My FX5 hose fell off and pumped 35 gallons of water into my carpet while i was working


----------



## MEDHBSI (Sep 4, 2011)

*betta*

I had a betta jump out of his bowl and I couldn't find him until the day I moved out. He was stuck on the side of my kitchen chair it was a little depressing but at first i had no idea what it was, a huge boogie maybe?


----------



## macframalama (Apr 17, 2012)

where to begin , well chronologically 

I dumped some chronic in a tank by accident and my fish ate a pretty good helping, 

had a coffee deep six in the same tank bout a couple months earlier

I use my fx5 as a return to my tank and the very first day of my new job I got a frantic call from the wife saying my tank had water cresting over the top..
when the fx5 purges air I dont have a suction pump to reprime my over flow so i do it manually but I wasnt home and forgot, had a really nice 15 gallon or so flood ..

used to have a stainless steel tank hood and stand and the condensation made my old t5 ho light short out and got zapped about 200 times before i clued in and installed a fan for ventilation and siliconed the crap out of the old fixture...

buddy i could go on for days , but there is just a smaple pack


oh yeah sorry this one was a doozy

me and my buddy trevor scored a 180 gallon tank i saved the cash got it all worked out and on moving day this guy .... wore flip flops, so we get the tank down 2 flights of stairs, into my truck, all the way home, the wife green lights my new toy , as were taking it out of the truck this idiot gets his toe hooked on a little lip in my driveway and .....SMASH we broke the front , the back and the bottom of the tank it was a sad sad day in aquarium history , 

he was pretty worried about the accident but hey all the crying and screaming and kicking of my feet i wanted to do wouldnt refuse my glass back so , we just left it smashed on the front porch and went to the beer store .... moral dont wear flip flops people there stupid...


----------



## MEDHBSI (Sep 4, 2011)

That really sucks about the 180g.
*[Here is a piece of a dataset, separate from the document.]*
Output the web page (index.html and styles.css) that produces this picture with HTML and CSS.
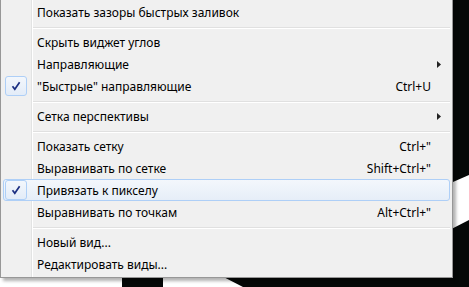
FILE: index.html
```html
<!DOCTYPE html>
<html>

<head>
  <title>Меню вида</title>
  <link rel="stylesheet" href="styles.css">
</head>

<body>
  <svg class="backdrop" width="469" height="287" viewBox="0 0 469 287">
    <polygon points="430,0 469,0 469,175 430,192" fill="#050807" />
    <polygon points="210,270 430,270 430,240 469,220 469,287 243,287" fill="#050807" />
    <rect x="122" y="270" width="41" height="17" fill="#050807" />
  </svg>

  <div class="menu">
    <div class="item"><span class="check"></span><span class="label">Показать зазоры быстрых заливок</span><span class="keys"></span><span class="sub"></span></div>
    <div class="sep"></div>
    <div class="item"><span class="check"></span><span class="label">Скрыть виджет углов</span><span class="keys"></span><span class="sub"></span></div>
    <div class="item"><span class="check"></span><span class="label">Направляющие</span><span class="keys"></span><span class="sub"><svg width="4" height="7" viewBox="0 0 4 7"><polygon points="0,0 4,3.5 0,7" fill="#222" /></svg></span></div>
    <div class="item"><span class="check on"><svg width="10" height="10" viewBox="0 0 10 10"><path d="M1.5 5.2 L3.8 8.3 L8.6 1.2" fill="none" stroke="#1c2f82" stroke-width="1.7" /></svg></span><span class="label">"Быстрые" направляющие</span><span class="keys">Ctrl+U</span><span class="sub"></span></div>
    <div class="sep"></div>
    <div class="item"><span class="check"></span><span class="label">Сетка перспективы</span><span class="keys"></span><span class="sub"><svg width="4" height="7" viewBox="0 0 4 7"><polygon points="0,0 4,3.5 0,7" fill="#222" /></svg></span></div>
    <div class="sep"></div>
    <div class="item"><span class="check"></span><span class="label">Показать сетку</span><span class="keys">Ctrl+"</span><span class="sub"></span></div>
    <div class="item"><span class="check"></span><span class="label">Выравнивать по сетке</span><span class="keys">Shift+Ctrl+"</span><span class="sub"></span></div>
    <div class="item hover"><span class="check on"><svg width="10" height="10" viewBox="0 0 10 10"><path d="M1.5 5.2 L3.8 8.3 L8.6 1.2" fill="none" stroke="#1c2f82" stroke-width="1.7" /></svg></span><span class="label">Привязать к пикселу</span><span class="keys"></span><span class="sub"></span></div>
    <div class="item"><span class="check"></span><span class="label">Выравнивать по точкам</span><span class="keys">Alt+Ctrl+"</span><span class="sub"></span></div>
    <div class="sep"></div>
    <div class="item"><span class="check"></span><span class="label">Новый вид...</span><span class="keys"></span><span class="sub"></span></div>
    <div class="item"><span class="check"></span><span class="label">Редактировать виды...</span><span class="keys"></span><span class="sub"></span></div>
  </div>
</body>

</html>
```

FILE: styles.css
```css
html,
body {
  margin: 0;
  padding: 0;
}

body {
  position: relative;
  width: 469px;
  height: 287px;
  overflow: hidden;
  background-color: #FFF;
  font-family: "Noto Sans", "DejaVu Sans", sans-serif;
  font-size: 12px;
  color: #000;
}

.backdrop {
  position: absolute;
  left: 0;
  top: 0;
}

.menu {
  position: relative;
  box-sizing: border-box;
  width: 453px;
  padding: 1px 0 2px 0;
  border: 1px solid #979797;
  border-top: none;
  background-color: #F0F0F0;
  background-image: linear-gradient(to right, transparent 30px, #E2E3E3 30px, #E2E3E3 31px, #FFF 31px, #FFF 32px, transparent 32px);
  box-shadow: 3px 3px 3px rgba(0, 0, 0, 0.3);
}

.item {
  display: flex;
  align-items: center;
  height: 22px;
  box-sizing: border-box;
  margin: 0 2px;
  border: 1px solid transparent;
  border-radius: 3px;
}

.item.hover {
  border-color: #AECFF7;
  background: linear-gradient(#F3F7FC, #E6EEF8);
}

.check {
  box-sizing: border-box;
  width: 22px;
  height: 20px;
  margin-left: 1px;
  display: flex;
  align-items: center;
  justify-content: center;
  border: 1px solid transparent;
  border-radius: 3px;
}

.check.on {
  border-color: #AECFF7;
  background: linear-gradient(#F3F7FC, #E3ECF8);
}

.label {
  flex: 1;
  margin-left: 10px;
  white-space: nowrap;
}

.keys {
  white-space: nowrap;
}

.sub {
  width: 18px;
  box-sizing: border-box;
  padding-left: 6px;
  display: flex;
  align-items: center;
}

.sep {
  height: 1px;
  margin: 4px 2px 2px 32px;
  background-color: #E0E0E0;
  border-bottom: 1px solid #FFF;
}
```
The FX5 is a dangerous filter if sh** happens lol


----------



## macframalama (Apr 17, 2012)

fx5's dont play when ish happens lol thats for sure, I have had a bunch of crazy stuff happen to me so I feel your pain my friend..


MEDHBSI said:


> That really sucks about the 180g. The FX5 is a dangerous filter if sh** happens lol


I also just tonight had the luxury to see that in with my fh fry was a g*d damn red devil 1/4 inchers and the little bugger managed to eat all but 3 , I watched #4 get eaten and i had a small stroke, tore the whole thing apart got rid of that evil devil.... and now three live in some ridiculas breeder box thing for guppies , I am so bummed , these three better be amazing lol....

stupid devil.


----------



## shelby67 (Jun 19, 2011)

I had a near disaster in the winter. 
For some reason I touched the side of my tank ( I never do that, hate fingerprints) and omg the tank was so warm, I rushed to the other side where the thermometer was and omg the tank was at 92. I did the mad dash waterchange. Thankfully noone was hurt. Well I did step on the cat in which resulted in a nasty scratch on my foot, but the fish were fine! All in the am before the morning coffee!


----------



## spit.fire (Jan 3, 2011)

My chiller crapped out on my 55g reef while running dual 409w halides, tank hit 98 degrees and everything died except for my dwarf fuzzy lion


----------



## donjuan_corn (May 6, 2010)

Story #1 My grandfather saw that I had a treasure chest in my tank and thought it would be a good idea to put some coins around the chest to make it look good. Not one fish survived.

Story #2 I bought a 6" pleco, brought him home. Woke up the next day and the fish was gone. I cleaned the tank, nothing under the rocks. didn't find him for 1 week till a smell started coming from under my couch all the way accross the room. Needless to say he flopped for a while.


----------



## MEDHBSI (Sep 4, 2011)

wow I didn't think coins would kill fish i guess it leeched metals into the water?


----------



## donjuan_corn (May 6, 2010)

Copper and fish don't mix



MEDHBSI said:


> wow I didn't think coins would kill fish i guess it leeched metals into the water?


----------



## Elle (Oct 25, 2010)

We have 3 juvenile peacock bass. While they were teeny and cute, they were in the 72g with the clown loaches, juvie dats and the rainbowfish. Recently, they'd been getting larger and eyeing the clown loaches and we'd been saying "gotta move the bass before they start eating those". 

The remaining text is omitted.